Pachner: [Malick] has a certain texture of the film in mind. And then he’s just looking to get all those elements, as many parts of it as he can. He would always say, “It’s like catching fish.” So he was like, “You could pick the right moments where something special happened.”

So you have this freedom to explore, and Jörg really follows you. But there are also very clear visual rules that Terry has, like always keep moving, but also not to be on the same plane. You should have depth. Terry has his visual style that you have to follow as an actor, too. And you know if you don’t follow it, this take is not going to end up in the movie.

Widmer: On “Tree of Life,” there were the dogma that Chivo [Lubezki] and Terry established, which they set up for the camera movements, but also for the lighting. The rule was to stay in the so-called z-axis, so you have movement which is always towards the sun, or away from the sun, and the actors move on this path, and there’s some restrictions for them. This was still a little bit the case on “A Hidden Life” because it gives you such a flow in the camera movement, but this time we moved more freely. If something happens and you have to pan, then this is now an option.

In Texas [where “Tree of Life,” and “Song to Song” shot], you have sunlight every day and predictable sunlight. You could say, “In the morning, we shoot east, because the light is coming in the parlor window, and at lunch we shoot south, and in the evening we shoot the kitchen because the light would come in there.

In Europe, we had to deal with clouds and bad weather, which you should embrace if you do a movie like this, but with Terry, it’s very easy because he’s so technically interested and artistically involved that you can find positions where you can handle this. We had to change the rules a little bit because nothing is as predictable as the Texas sun, so you had to find solutions, including, when absolutely necessary, adding a little bit of lighting.

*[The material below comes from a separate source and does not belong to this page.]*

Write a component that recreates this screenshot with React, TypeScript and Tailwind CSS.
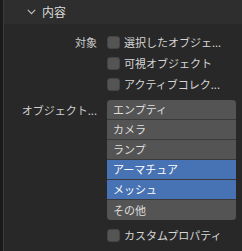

Pachner: In a way, we had to do the lighting on our own. There was no artificial lighting, so especially when we were shooting inside, he would always say, “Search the light.” So we had to be aware of where the light from the window was coming, and you know if you don’t get that right, it’s not going to end up in the movie. So you had to be acting, and at the same time also sort of think about the light.

Widmer: When there was a chance to get the sunlight in the windows, we were always in the right position, and if not, we tried to play the scene close to the windows or to embrace what we had, or enhance the contrast by making the camera side darker, giving the image a bit of depth.

We prepared for a scenes to move between the outdoors and indoors. We had a very small crew of people following with white boards, or with black duvetyne. Even if we went into a building while we played the scene, we were able to handle these situations by brightening, or darkening, but we had to be flexible because we were moving a lot and with the wide lenses you see everything.

And because we are in the digital world, instead of changing film stock, we changed cameras. We had one prepared for high light and we had one prepared for low light. The high light [camera] gives you more latitude in the skies and the low light [camera] gives you more definition in the dark. It was also important we could go from slider to steadicam to handheld in just a fraction of a minute, so we prepared for everything.

Pachner: Everyone on set was working in the same sort of mindset that Terry has, or that his work needs.